CONSIGLIATO DA ORIENTASERIE
Trovate la recensione della stagione precedente qui.
Si conferma essere davvero un capolavoro Pachinko, anche e forse di più nella sua seconda stagione. Lo è per tante ragioni. Per la sua capacità di raccontare in modo profondo, delicato e cangiante le donne – madri, mogli e figlie – che hanno compiuto inimmaginabili sacrifici per proteggere le proprie famiglie e garantire loro un futuro. Per l’abilità di tenere insieme in modo naturale le storie dei singoli alla grande Storia, raccontando del periodo bellico con una capacità introspettiva e realistica allo stesso tempo davvero rimarchevole.
Questo secondo capitolo della serie, infatti, prende le mosse nel 1945 a Osaka, quando gli americani stanno per invadere il Giappone. La protagonista – Sunja – con due bambini piccoli a carico e un marito portato via dai giapponesi, viene salvata e mandata nelle campagne da Koh Hansu, figura imperscrutabile e spietata, antagonista complesso e stratificato. Nelle campagne, dove diversi coreani e non si rifugiano per scampare all’atomica, Sunja (interpretata da una straordinaria Kim Min-ha) vive insieme alla cognata e a Chang–ho (tra i due c’è un’attrazione mai esplosa ma fortissima). La serie continua a esplorare su diversi piani paralleli le quattro generazioni di una stessa famiglia, le differenti vite e opportunità che queste hanno avuto, indagando i valori fondativi dell’essere umano, dalla capacità di sacrificio come suprema forma di amore, alla ricerca del bene per sé e per i propri cari.
C’è la cultura di tre popoli intrecciata al vissuto dei singoli, il racconto politico e sociale di differenti mondi, una straordinaria capacità di raccontare le emozioni e l’interiorità.

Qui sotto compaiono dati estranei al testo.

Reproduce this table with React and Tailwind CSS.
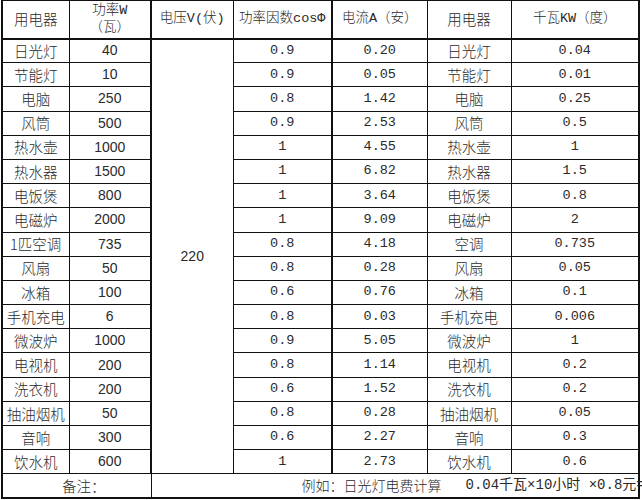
const rows = [
  ["日光灯", "40", "0.9", "0.20", "日光灯", "0.04"],
  ["节能灯", "10", "0.9", "0.05", "节能灯", "0.01"],
  ["电脑", "250", "0.8", "1.42", "电脑", "0.25"],
  ["风筒", "500", "0.9", "2.53", "风筒", "0.5"],
  ["热水壶", "1000", "1", "4.55", "热水壶", "1"],
  ["热水器", "1500", "1", "6.82", "热水器", "1.5"],
  ["电饭煲", "800", "1", "3.64", "电饭煲", "0.8"],
  ["电磁炉", "2000", "1", "9.09", "电磁炉", "2"],
  ["1匹空调", "735", "0.8", "4.18", "空调", "0.735"],
  ["风扇", "50", "0.8", "0.28", "风扇", "0.05"],
  ["冰箱", "100", "0.6", "0.76", "冰箱", "0.1"],
  ["手机充电", "6", "0.8", "0.03", "手机充电", "0.006"],
  ["微波炉", "1000", "0.9", "5.05", "微波炉", "1"],
  ["电视机", "200", "0.8", "1.14", "电视机", "0.2"],
  ["洗衣机", "200", "0.6", "1.52", "洗衣机", "0.2"],
  ["抽油烟机", "50", "0.8", "0.28", "抽油烟机", "0.05"],
  ["音响", "300", "0.6", "2.27", "音响", "0.3"],
  ["饮水机", "600", "1", "2.73", "饮水机", "0.6"],
];

const cell = "border border-[#111] text-center align-middle p-0 whitespace-nowrap";
const cjk = "text-[14.5px] font-light font-['Noto_Sans_CJK_SC',sans-serif]";
const mono = "text-[13.5px] font-['Liberation_Mono','Noto_Sans_CJK_SC',monospace]";
const head = "text-[13.5px] font-light font-['Liberation_Mono','Noto_Sans_CJK_SC',monospace]";
const sans = "text-[14px] font-['Liberation_Sans','Noto_Sans_CJK_SC',sans-serif]";

export default function App() {
  return (
    <div className="w-[642px] h-[500px] bg-white overflow-hidden text-[#2a2a2a]">
      <table className="ml-[1px] w-[637px] table-fixed border-collapse border-2 border-[#111] border-t border-t-[#333]">
        <colgroup>
          <col className="w-[67px]" />
          <col className="w-[82px]" />
          <col className="w-[82px]" />
          <col className="w-[99px]" />
          <col className="w-[95px]" />
          <col className="w-[84px]" />
          <col className="w-[128px]" />
        </colgroup>
        <thead>
          <tr className="h-[38px]">
            <th className={`${cell} ${cjk}`}>用电器</th>
            <th className={`${cell} ${head} leading-[17px]`}>
              <div>功率W</div>
              <div>（瓦）</div>
            </th>
            <th className={`${cell} ${head} border-l-2`}>电压V(伏)</th>
            <th className={`${cell} ${head}`}>功率因数cosΦ</th>
            <th className={`${cell} ${head} border-l-2`}>电流A（安）</th>
            <th className={`${cell} ${cjk}`}>用电器</th>
            <th className={`${cell} ${head}`}>千瓦KW（度）</th>
          </tr>
        </thead>
        <tbody className="border-t-2 border-[#111]">
          {rows.map((r, i) => (
            <tr key={i} className="h-[24.2px]">
              <td className={`${cell} ${cjk}`}>{r[0]}</td>
              <td className={`${cell} ${sans}`}>{r[1]}</td>
              {i === 0 && (
                <td rowSpan={18} className={`${cell} ${sans} border-l-2`}>
                  220
                </td>
              )}
              <td className={`${cell} ${mono}`}>{r[2]}</td>
              <td className={`${cell} ${mono} border-l-2`}>{r[3]}</td>
              <td className={`${cell} ${cjk}`}>{r[4]}</td>
              <td className={`${cell} ${mono}`}>{r[5]}</td>
            </tr>
          ))}
          <tr className="h-[24px]">
            <td colSpan={2} className={`${cell} ${cjk} pl-[14px]`}>备注：</td>
            <td colSpan={5} className={`${cell} ${mono} text-[14px] text-left border-r-0 overflow-visible`}>
              <div className="flex pl-[150px] w-[520px]">
                <span className="font-light font-['Noto_Sans_CJK_SC',sans-serif]">例如：日光灯电费计算</span>
                <span className="ml-[24px]">0.04千瓦×10小时 ×0.8元=</span>
              </div>
            </td>
          </tr>
        </tbody>
      </table>
    </div>
  );
}
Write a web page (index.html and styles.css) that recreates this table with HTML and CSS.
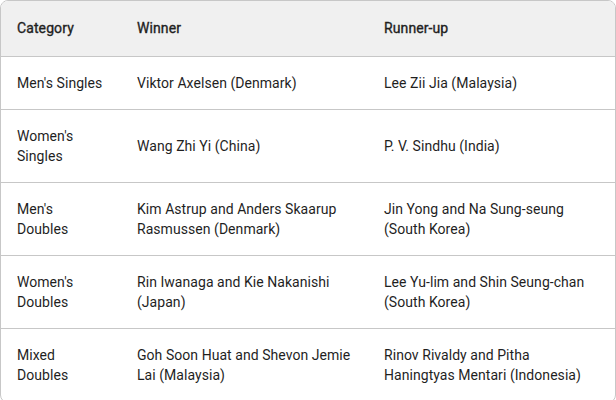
FILE: index.html
```html
<!DOCTYPE html>
<html>
<head>
<meta charset="utf-8">
<link rel="stylesheet" href="styles.css">
</head>
<body>
<div class="table-wrap">
  <table class="results">
    <colgroup>
      <col class="c1"><col class="c2"><col class="c3">
    </colgroup>
    <thead>
      <tr><th>Category</th><th>Winner</th><th>Runner-up</th></tr>
    </thead>
    <tbody>
      <tr><td>Men's Singles</td><td>Viktor Axelsen (Denmark)</td><td>Lee Zii Jia (Malaysia)</td></tr>
      <tr><td>Women's Singles</td><td>Wang Zhi Yi (China)</td><td>P. V. Sindhu (India)</td></tr>
      <tr><td>Men's Doubles</td><td>Kim Astrup and Anders Skaarup Rasmussen (Denmark)</td><td>Jin Yong and Na Sung-seung (South Korea)</td></tr>
      <tr><td>Women's Doubles</td><td>Rin Iwanaga and Kie Nakanishi (Japan)</td><td>Lee Yu-lim and Shin Seung-chan (South Korea)</td></tr>
      <tr><td>Mixed Doubles</td><td>Goh Soon Huat and Shevon Jemie Lai (Malaysia)</td><td>Rinov Rivaldy and Pitha Haningtyas Mentari (Indonesia)</td></tr>
    </tbody>
  </table>
</div>
</body>
</html>
```
FILE: styles.css
```css
html, body {
  margin: 0;
  padding: 0;
  background: #ffffff;
}
body {
  font-family: Roboto, "Liberation Sans", sans-serif;
  font-size: 14px;
  line-height: 20px;
  color: #1f1f1f;
}
.table-wrap {
  width: 616px;
  box-sizing: border-box;
  border: 1px solid #c7c7c7;
  border-radius: 8px;
  overflow: hidden;
}
.results {
  width: 614px;
  border-collapse: separate;
  border-spacing: 0;
  table-layout: fixed;
}
.c1 { width: 120px; }
.c2 { width: 247px; }
.c3 { width: 247px; }
.results th {
  background: #f0f0f0;
  font-weight: 400;
  -webkit-text-stroke: 0.35px #1f1f1f;
  letter-spacing: 0.1px;
  text-align: left;
  padding: 17px 16px 18px;
  border-bottom: 1px solid #c7c7c7;
}
.results td {
  padding: 16px;
  letter-spacing: 0.05px;
  vertical-align: middle;
  border-bottom: 1px solid #c7c7c7;
}
```
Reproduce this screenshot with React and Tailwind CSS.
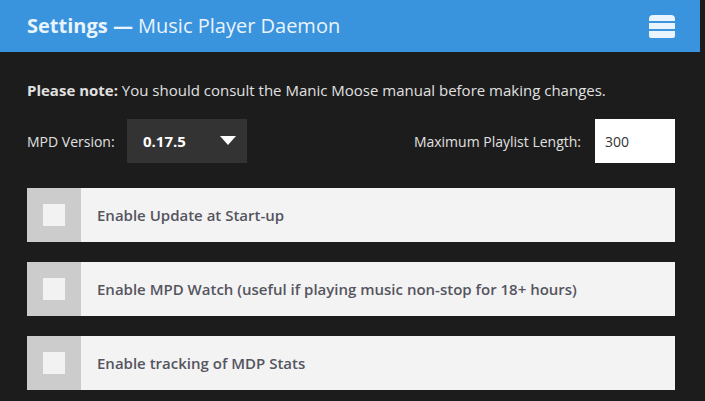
const rows = [
  'Enable Update at Start-up',
  'Enable MPD Watch (useful if playing music non-stop for 18+ hours)',
  'Enable tracking of MDP Stats',
];

function MenuIcon() {
  return (
    <svg width="26" height="23" viewBox="0 0 26 23" fill="#e9f4fd">
      <path d="M0 4a4 4 0 0 1 4-4h18a4 4 0 0 1 4 4v2H0z" />
      <rect x="0" y="8" width="26" height="6" />
      <path d="M0 16h26v5a2 2 0 0 1-2 2H2a2 2 0 0 1-2-2z" />
    </svg>
  );
}

export default function App() {
  return (
    <div className="min-h-screen w-full bg-[#1c1c1c] text-[#e0e0e0]" style={{ fontFamily: '"Open Sans", sans-serif' }}>
      <header className="w-[700px] h-[52px] bg-[#3a93dd] flex items-center justify-between pl-[27px] pr-[25px]">
        <h1 className="text-[20px] text-[#e9f4fd] leading-none">
          <span className="font-bold">Settings —</span> Music Player Daemon
        </h1>
        <MenuIcon />
      </header>
      <div className="w-[700px] px-[27px] pr-[25px]">
        <p className="text-[15px] pt-[28px] leading-[20px]">
          <span className="font-bold">Please note:</span> You should consult the Manic Moose manual before making changes.
        </p>
        <div className="flex items-center justify-between mt-[19px]">
          <div className="flex items-center">
            <span className="text-[14px] w-[100px]">MPD Version:</span>
            <div className="w-[120px] h-[44px] bg-[#333333] flex items-center justify-between pl-[16px] pr-[11px]">
              <span className="text-[15px] font-bold text-white">0.17.5</span>
              <svg width="16" height="10" viewBox="0 0 16 10" fill="#ffffff">
                <path d="M0 0h16L8 9z" />
              </svg>
            </div>
          </div>
          <div className="flex items-center">
            <span className="text-[14px] mr-[14px]">Maximum Playlist Length:</span>
            <div className="w-[80px] h-[44px] bg-white flex items-center pl-[10px] text-[14px] text-[#333333]">300</div>
          </div>
        </div>
        <div className="flex flex-col gap-[20px] mt-[25px]">
          {rows.map((label) => (
            <div key={label} className="flex h-[54px] bg-[#f3f3f3]">
              <div className="w-[54px] bg-[#cccccc] flex items-center justify-center">
                <div className="w-[22px] h-[22px] bg-[#f2f2f2]" />
              </div>
              <div className="flex items-center pl-[16px] text-[15px] font-semibold text-[#55555f]">{label}</div>
            </div>
          ))}
        </div>
      </div>
    </div>
  );
}
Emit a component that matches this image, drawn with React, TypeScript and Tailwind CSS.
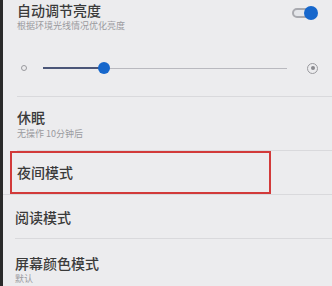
export default function App() {
  return (
    <div
      className="flex w-[332px] h-[286px] overflow-hidden bg-[#ececee]"
      style={{ fontFamily: '"Noto Sans CJK SC", "Noto Sans", sans-serif' }}
    >
      <div className="w-[3px] shrink-0 bg-[#2a2a2a]" />
      <div className="flex-1 flex flex-col">
        {/* auto brightness */}
        <div className="h-[97px] flex flex-col border-b border-[#d9d9dc] ml-[14px] pt-[2px]">
          <div className="flex items-start justify-between">
            <div className="flex flex-col">
              <span className="text-[14px] leading-[17px] text-[#3a3a3a] font-medium">自动调节亮度</span>
              <span className="text-[9px] leading-[12px] mt-[1px] text-[#9a9a9e]">根据环境光线情况优化亮度</span>
            </div>
            <div className="mt-[4px] mr-[14px] relative w-[26px] h-[14px]">
              <div className="absolute left-0 top-[2px] w-[24px] h-[10px] rounded-full border-2 border-[#a9aab0] bg-[#e4e6ea]" />
              <div className="absolute right-0 top-0 w-[14px] h-[14px] rounded-full bg-[#1667cc]" />
            </div>
          </div>
          <div className="flex items-center mt-[30px] pr-[14px]">
            <div className="w-[6px] h-[6px] rounded-full border-[1.5px] border-[#9a9a9e] ml-[4px]" />
            <div className="flex-1 flex items-center ml-[16px] mr-[20px]">
              <div className="w-[61px] h-[2px] bg-[#4b5678]" />
              <div className="w-[12px] h-[12px] rounded-full bg-[#1667cc] -ml-[6px] -mr-[6px] z-10" />
              <div className="flex-1 h-[1px] bg-[#b9b9bf]" />
            </div>
            <div className="w-[11px] h-[11px] rounded-full border-[1.5px] border-[#9a9a9e] flex items-center justify-center">
              <div className="w-[4px] h-[4px] rounded-full bg-[#8a8a8e]" />
            </div>
          </div>
        </div>

        {/* sleep */}
        <div className="h-[54px] flex flex-col justify-center border-b border-[#d9d9dc] ml-[14px] pt-[2px]">
          <span className="text-[14px] leading-[17px] text-[#3a3a3a] font-medium">休眠</span>
          <span className="text-[9px] leading-[12px] mt-[2px] text-[#9a9a9e]">无操作 10分钟后</span>
        </div>

        {/* night mode */}
        <div className="h-[44px] flex border-b border-[#d9d9dc]">
          <div className="w-[261px] ml-[7px] border-2 border-[#d23a3a] flex items-center pl-[5px]">
            <span className="text-[14px] leading-[17px] text-[#3a3a3a] font-medium">夜间模式</span>
          </div>
        </div>

        {/* reading mode */}
        <div className="h-[44px] flex items-center border-b border-[#d9d9dc] ml-[12px]">
          <span className="text-[14px] leading-[17px] text-[#3a3a3a] font-medium mt-[1px]">阅读模式</span>
        </div>

        {/* screen colour mode */}
        <div className="flex flex-col ml-[12px] pt-[16px]">
          <span className="text-[14px] leading-[17px] text-[#3a3a3a] font-medium">屏幕颜色模式</span>
          <span className="text-[9px] leading-[12px] mt-[1px] text-[#9a9a9e]">默认</span>
        </div>
      </div>
    </div>
  );
}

Forse questo appare come il tratto più connotativo e strabiliante di questa seconda stagione di Pachinko: la resa sullo schermo della componente emozionale, la possibilità di vivere fino in fondo (in modo a tratti straziante per la sua intensità) i sentimenti dei protagonisti. In una parola: la loro umanità. Ferita, stanca, provata ma sempre viva. Colpisce che questo avvenga tramite il viatico della cultura orientale, così diversa dal punto di vista formale rispetto alla sensibilità di uno spettatore occidentale. Eppure, queste emozioni a volte trattenute, deflagrano con ancora maggiore potenza, commuovono e suscitano una profonda immedesimazione. L’estetica del racconto magnifica questi aspetti, curata nel minimo dettaglio e caratterizzata da un passo solenne e allo stesso tempo contemplativo.
Pachinko in fondo è una serie che restituisce l’umano, nel suo senso più alto e vero. Racconta il cuore dell’uomo, i suoi desideri ed afflati costitutivi che sono gli stessi ad ogni latitudine. E lo fa con la commovente precisione dei capolavori.